La reflexión de marras nos lleva a preguntarnos de qué hablamos cuando nos referimos a un Estado fuerte o débil, robusto o fallido, eficiente o insuficiente. En este como en otros puntos, quizás la perspectiva condicionará las respuestas, sobre todo si quien califica es el dueño circunstancial del poder. Por eso importa destacar que sin esa piedra filosofal, el ingrediente de la libertad como principio de toda alquimia del desarrollo, la calidad de la capacidad estatal para garantizar prosperidad e inclusión puede verse comprometida significativamente.

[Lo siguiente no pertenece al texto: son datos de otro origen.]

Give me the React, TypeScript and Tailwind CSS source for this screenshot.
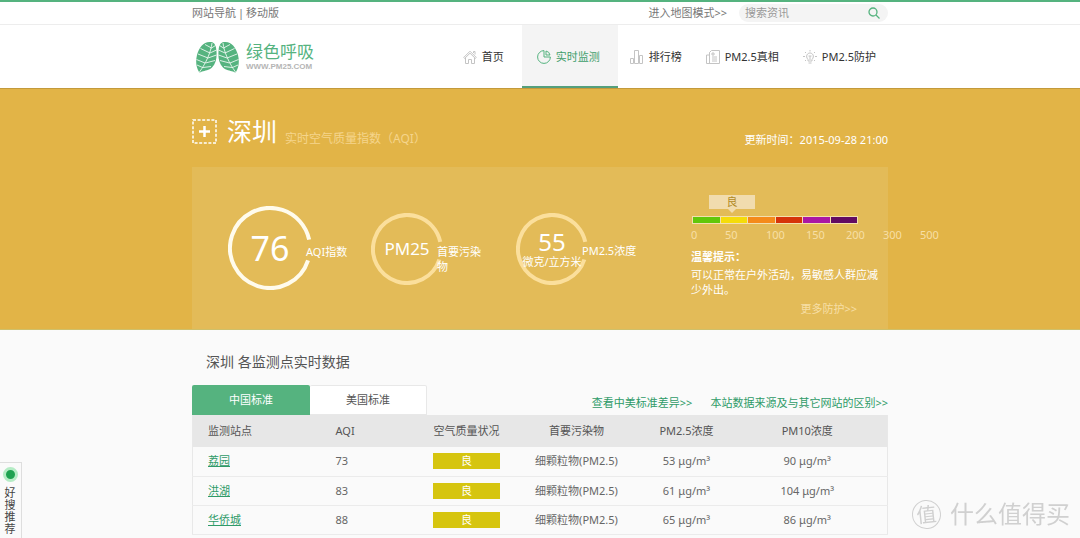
import type { ReactNode } from 'react'
import clsx from 'clsx'

const GREEN = '#55b37f'

const stations = [
  { name: '荔园', aqi: 73, level: '良', pollutant: '细颗粒物(PM2.5)', pm25: 53, pm10: 90 },
  { name: '洪湖', aqi: 83, level: '良', pollutant: '细颗粒物(PM2.5)', pm25: 61, pm10: 104 },
  { name: '华侨城', aqi: 88, level: '良', pollutant: '细颗粒物(PM2.5)', pm25: 65, pm10: 86 },
]

const levelColors = ['bg-[#62c70a]', 'bg-[#f5dc0a]', 'bg-[#f58a1a]', 'bg-[#d6330a]', 'bg-[#aa17a5]', 'bg-[#620a62]']
const levelMarks = [0, 50, 100, 150, 200, 300, 500]

function Container({ className, children }: { className?: string; children: ReactNode }) {
  return <div className={clsx('mx-auto w-full max-w-[696px]', className)}>{children}</div>
}

function Leaf() {
  return (
    <>
      <path
        d="M15 1C8 0 3 6 1 14c-1.500 6-1 12 2 17 1 1 2 0 3-.500 3-1 7-1 10-4 4-4 5-10 4.500-16C20.200 5 19 1.500 15 1z"
        fill={GREEN}
      />
      <path
        d="M16 2C15 11 10 22 3.500 31M15.500 7 9 3.500M14 12 4.500 7.500M12 17 2 13M9 22 .500 18.500M6.500 26.500 1 24M15.500 7l4-2.500M14 12l6.500-3M12 17l8.500-3M9.500 22l9.500-2.500M7 26.500l8-1"
        fill="none"
        stroke="#fff"
        strokeWidth="0.800"
      />
    </>
  )
}

function Logo() {
  return (
    <a href="#" className="flex items-center gap-[7px] pl-1">
      <svg width="43" height="32" viewBox="0 0 43 32" aria-hidden="true">
        <Leaf />
        <g transform="translate(43 0) scale(-1 1)">
          <Leaf />
        </g>
      </svg>
      <span className="flex flex-col">
        <span className="text-[17px] leading-[20px] text-[#55b37f]">绿色呼吸</span>
        <span className="font-['Liberation_Sans'] text-[8px] leading-[9px] font-bold text-[#b5b5b5]">WWW.PM25.COM</span>
      </span>
    </a>
  )
}

function NavIcon({ children, active }: { children: ReactNode; active?: boolean }) {
  return (
    <svg
      width="14"
      height="14"
      viewBox="0 0 14 14"
      fill="none"
      stroke={active ? GREEN : '#c4c4c4'}
      strokeWidth="1"
      aria-hidden="true"
    >
      {children}
    </svg>
  )
}

const navItems = [
  {
    label: '首页',
    icon: <path d="M.7 7.5 7 1.2l6.3 6.3-1 .9L7 3.2 1.700 8.400zM2.500 8v5.500h3V9.500h3v4h3V8M10.500 3V1.500h1.500v3" />,
  },
  {
    label: '实时监测',
    active: true,
    icon: <path d="M7 .600a6.400 6.400 0 1 0 6.400 6.400H7zM9 1v4h4A5 5 0 0 0 9 1z" />,
  },
  { label: '排行榜', icon: <path d="M.500 8.500h3v5h-3zM4.500.500h4v13h-4zM9.500 5.500h3v8h-3z" /> },
  { label: 'PM2.5真相', icon: <path d="M3.500 5H.500v8.500h13V.500h-8l-2 2zM3.500 2.500v11M6 7h5M6 9h5M6 11h5M6 3h2v2H6z" /> },
  {
    label: 'PM2.5防护',
    icon: (
      <path d="M5 9.500C2 6 4.500 3 7 3s5 3 2 6.500V11H5zM5.500 13h3M7 6v4M5.500 6h3M7 0v1.500M2 2l1 1M12 2l-1 1M0 6.500h2M12 6.500h2M2 11l1-1M12 11l-1-1" />
    ),
  },
]

function Ring({ size, faint, children }: { size: number; faint?: boolean; children: ReactNode }) {
  const r = size / 2 - 2
  return (
    <div className="relative shrink-0">
      <svg width={size} height={size} viewBox={`0 0 ${size} ${size}`} aria-hidden="true">
        {/* the ring is open on the right, where the label starts */}
        <circle
          cx={size / 2}
          cy={size / 2}
          r={r}
          fill="none"
          stroke={faint ? '#fbdf9c' : '#fffbec'}
          strokeWidth="4"
          pathLength="360"
          strokeDasharray="330 30"
          transform={`rotate(18 ${size / 2} ${size / 2})`}
        />
      </svg>
      <div className="absolute inset-0 flex flex-col items-center justify-center whitespace-nowrap">{children}</div>
    </div>
  )
}

function TopBar() {
  return (
    <div className="border-t-2 border-b border-t-[#55b37f] border-b-[#ededed] bg-white text-[#777]">
      <Container className="flex h-[22px] items-center justify-between">
        <div className="flex gap-[2px]">
          <a href="#">网站导航</a>
          <span>|</span>
          <a href="#">移动版</a>
        </div>
        <div className="flex items-center gap-3">
          <a href="#">进入地图模式&gt;&gt;</a>
          <form className="flex h-[18px] w-[149px] items-center rounded-full bg-[#f4f4f4] pr-2 pl-[6px]">
            <input
              type="text"
              aria-label="搜索资讯"
              placeholder="搜索资讯"
              className="min-w-0 flex-1 bg-transparent outline-none placeholder:text-[#999]"
            />
            <button type="button" aria-label="搜索">
              <svg width="12" height="12" viewBox="0 0 12 12" fill="none" stroke={GREEN} strokeWidth="1.300">
                <circle cx="5" cy="5" r="4" />
                <path d="m8 8 3.500 3.500" />
              </svg>
            </button>
          </form>
        </div>
      </Container>
    </div>
  )
}

function Header() {
  return (
    <header className="bg-white">
      <Container className="flex h-[63px] justify-between">
        <Logo />
        <nav className="flex">
          {navItems.map((item) => (
            <a
              key={item.label}
              href="#"
              className={clsx(
                'flex items-center gap-[5px] border-b-2 pt-[3px]',
                item.active
                  ? 'ml-[6px] border-[#55a07d] bg-[#f4f4f4] pr-[18px] pl-[15px] text-[#3f9e6b]'
                  : 'border-transparent px-3 text-[#333]',
              )}
            >
              <NavIcon active={item.active}>{item.icon}</NavIcon>
              {item.label}
            </a>
          ))}
        </nav>
      </Container>
    </header>
  )
}

function LevelScale() {
  return (
    <div>
      <div className="relative ml-[18px] h-[14px] w-[46px] bg-[#f1dcae] text-center leading-[14px] text-[#b08a25]">
        良
        <span className="absolute top-full left-1/2 -translate-x-1/2 border-x-4 border-t-4 border-x-transparent border-t-[#f1dcae]" />
      </div>
      <div className="mt-[7px] ml-px flex w-[166px] gap-px border border-[#f3dfae] bg-[#f3dfae]">
        {levelColors.map((color) => (
          <span key={color} className={clsx('h-[6px] flex-1', color)} />
        ))}
      </div>
      <div className="mt-[3px] grid grid-cols-[34px_41px_40px_40px_37px_37px_20px] leading-[15px] text-[#f7dfa6]">
        {levelMarks.map((mark) => (
          <span key={mark}>{mark}</span>
        ))}
      </div>
    </div>
  )
}

function Hero() {
  return (
    <section className="border-t border-b border-t-[#c39a3b] border-b-[#cfc06a] bg-[#e2b447] text-white">
      <Container>
        <div className="flex h-[78px] items-end justify-between pb-5">
          <div className="flex items-end gap-2">
            <button type="button" aria-label="选择城市" className="mb-[3px]">
              <svg width="25" height="25" viewBox="0 0 25 25" fill="none" stroke="#fff">
                <rect x="1" y="1" width="23" height="23" strokeWidth="1.500" strokeDasharray="3 1.600" />
                <path d="M12.500 7v11M7 12.500h11" strokeWidth="2.500" />
              </svg>
            </button>
            <h1 className="pl-[2px] text-[25px] leading-[32px]">深圳</h1>
            <span className="text-xs leading-[16px] text-[#f5d58c]">实时空气质量指数（AQI）</span>
          </div>
          <span className="leading-[15px]">更新时间：2015-09-28 21:00</span>
        </div>

        <div className="grid h-[162px] grid-cols-[143fr_145fr_175fr_197fr] bg-[#e3bb58] pl-9">
          <div className="flex items-center">
            <Ring size={84}>
              <span className="text-[34px]">76</span>
            </Ring>
            <span className="relative -ml-[6px] pt-2">AQI指数</span>
          </div>
          <div className="flex items-center pt-[2px]">
            <Ring size={72} faint>
              <span className="text-[17px]">PM25</span>
            </Ring>
            <span className="relative -ml-[6px] w-[46px] pt-5 leading-[15px]">首要污染物</span>
          </div>
          <div className="flex items-center pt-[2px]">
            <Ring size={72} faint>
              <span className="text-2xl leading-[22px]">55</span>
              <span className="pt-1 leading-[10px]">微克/立方米</span>
            </Ring>
            <span className="relative -ml-[6px] pt-1">PM2.5浓度</span>
          </div>
          <div className="min-w-0 pt-7">
            <LevelScale />
            <div className="mt-[7px] w-[190px] leading-[15px]">
              <strong className="block">温馨提示：</strong>
              <p className="mt-[3px]">可以正常在户外活动，易敏感人群应减少外出。</p>
              <a href="#" className="mt-1 block pr-6 text-right text-[#f7dfa6]">
                更多防护&gt;&gt;
              </a>
            </div>
          </div>
        </div>
      </Container>
    </section>
  )
}

function StationTable() {
  return (
    <table className="w-full table-fixed border-collapse border-x border-[#e8e8e8] text-center text-[#666]">
      <colgroup>
        <col className="w-[128px]" />
        <col className="w-[91px]" />
        <col className="w-[110px]" />
        <col className="w-[110px]" />
        <col className="w-[110px]" />
        <col />
      </colgroup>
      <thead className="bg-[#e7e7e7] text-[#555]">
        <tr className="h-8 *:font-normal">
          <th className="pl-[15px] text-left">监测站点</th>
          <th className="pl-[15px] text-left">AQI</th>
          <th>空气质量状况</th>
          <th>首要污染物</th>
          <th>PM2.5浓度</th>
          <th className="pr-[14px]">PM10浓度</th>
        </tr>
      </thead>
      <tbody>
        {stations.map((s) => (
          <tr key={s.name} className="h-[29px] border-b border-[#ebebeb]">
            <td className="pl-[15px] text-left">
              <a href="#" className="text-[#2f9a68] underline">
                {s.name}
              </a>
            </td>
            <td className="pl-[15px] text-left">{s.aqi}</td>
            <td>
              <span className="mx-auto block h-4 w-[67px] bg-[#d6c50f] leading-4 text-white">{s.level}</span>
            </td>
            <td>{s.pollutant}</td>
            <td>{s.pm25} μg/m³</td>
            <td className="pr-[14px]">{s.pm10} μg/m³</td>
          </tr>
        ))}
      </tbody>
    </table>
  )
}

export default function App() {
  return (
    <div className="relative flex min-h-screen flex-col bg-[#fafafa] font-['Noto_Sans','Noto_Sans_CJK_SC',sans-serif] text-[11px] leading-[16px]">
      <TopBar />
      <Header />
      <Hero />

      <Container>
        <h2 className="h-[55px] pt-[22px] pl-[14px] text-sm text-[#555]">深圳 各监测点实时数据</h2>
        <div className="flex items-end justify-between">
          <div className="flex">
            <button type="button" className="h-[30px] w-[118px] rounded-t-xs bg-[#55b37f] text-white">
              中国标准
            </button>
            <button
              type="button"
              className="h-[30px] w-[117px] rounded-t-xs border border-l-0 border-[#e8e8e8] bg-white text-[#555]"
            >
              美国标准
            </button>
          </div>
          <div className="flex gap-[18px] pb-1 text-[#2f9a68]">
            <a href="#">查看中美标准差异&gt;&gt;</a>
            <a href="#">本站数据来源及与其它网站的区别&gt;&gt;</a>
          </div>
        </div>
        <StationTable />
      </Container>

      <aside className="fixed bottom-0 left-0 flex h-[76px] w-[22px] flex-col items-center border-t border-r border-[#dedede] bg-[#fafafa] pt-1 text-[#444]">
        <span className="size-[15px] rounded-full border-[3px] border-[#b5ecc5] bg-[#1fa251]" />
        <span className="mt-[5px] w-3 pr-px text-[11px] leading-[12px]">好搜推荐</span>
      </aside>

      <div className="fixed right-[10px] bottom-[9px] flex items-center gap-[9px] text-[#d0d0d0]">
        <span className="flex size-[29px] -rotate-6 items-center justify-center rounded-full border border-[#d0d0d0] text-xl">
          值
        </span>
        <span className="text-2xl leading-[30px]">什么值得买</span>
      </div>
    </div>
  )
}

Sobre la base de esa aspiración básica de cualquier ser humano, la posibilidad real de actuar sin coacción y librarse de “la violencia, la intimidación y otros actos degradantes” como reconocía Locke, toca repensar la relación con un Estado cuyas atribuciones deben estar en las antípodas de la guerra contra sus ciudadanos. Nos consta: esa existencia “solitaria, desagradable, brutal y corta” que según Hobbes sería conjurada por el Leviatán, suele persistir a cuenta de gobernantes indiferentes a la sociedad, y que se ven a sí mismos como “poderosos”. De allí esta necesidad de no prescribe, el vínculo entre eficacia política, gobernabilidad democrática y virtud. Estados que crean incentivos económicos, capaces de “hacer cumplir leyes, controlar la violencia, resolver conflictos y proporcionar servicios públicos”, pero siempre dominados y auditados “por una sociedad asertiva y bien organizada”.